Post-war 'hyper-masculinity' driving rape in Liberia

DAKAR (AFP) - Mothers raped during Liberia's civil wars are facing the fresh trauma of seeing their daughters attacked in peacetime due to a persistent "hyper-masculinity" in society, a leading think tank said Monday.

The Overseas Development Institute (ODI) said that while up to 77 percent of women are thought to have been victims of sexual violence during Liberia's 1989-2003 conflicts, the west African country continues to have one of the highest incidences of sex crimes in the world, 11 years on.

"War can lead to an environment in which sexual violence is normalised. After the war, men are often aggressive, 'hyper-masculine' and struggle to adapt to peacetime," said Nicola Jones, a research fellow at the London-based think tank.

"The legacy of sexual violence can have devastating impacts not only on individuals and families but also on whole communities," she said.

Rape became endemic as a weapon of fear during the wars and is still rampant, going unpunished more often than not. Child soldiers served as a sexual playthings for Liberian rebels between battles during the savage conflicts.

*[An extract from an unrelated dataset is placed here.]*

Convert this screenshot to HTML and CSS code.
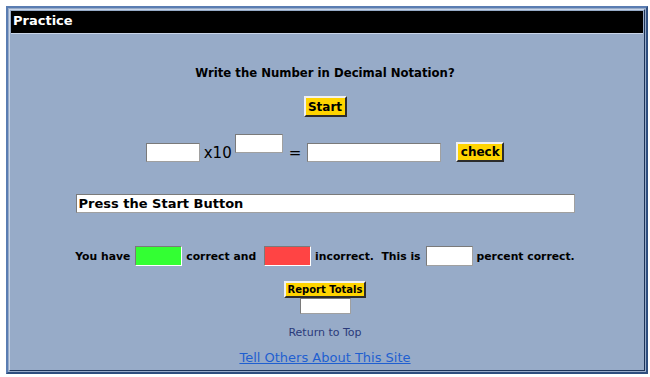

Yet the crisis persists and two-thirds of rape victims in Liberia last year were children, the government said in January, revealing that 10 children under 14 had died as a result of their injuries. Ministers said 65 per cent of the 1,002 cases reported in 2013 concerned victims aged between three and 14, yet just 137 cases came to court and only 49 rapists were convicted.

The ODI interviewed teenagers, their families, community leaders and care workers across Liberia for "The Fallout of Rape as a Weapon of War", a study released Monday on how women continue to experience the nightmare of sexual violence as Liberian society struggles to readjust to peace.

The study includes the case of a two-year-old girl raped by a family friend in the northwestern county of Bomi.

The girl's mother needed to go to the local market, so when the man came to visit, she asked him to mind her child for an hour, a welfare officer told ODI.

"When she got back home her daughter was screaming and screaming," the officer was quoted as telling researchers.

"He had claimed it was just a case of the child missing his mother but after he left the infant continued to scream and when she went to change the infant's diaper she discovered that the baby had blood all over her legs and private parts."

President Ellen Johnson Sirleaf has overseen the enactment of harsh new rape laws, the creation of a dedicated rape court, and a women's police unit launched in 2009.

But convincing women and girls to press charges remains a major battle and those who do often change their minds, fearing stigmatisation and preferring mediation by community elders or village chiefs.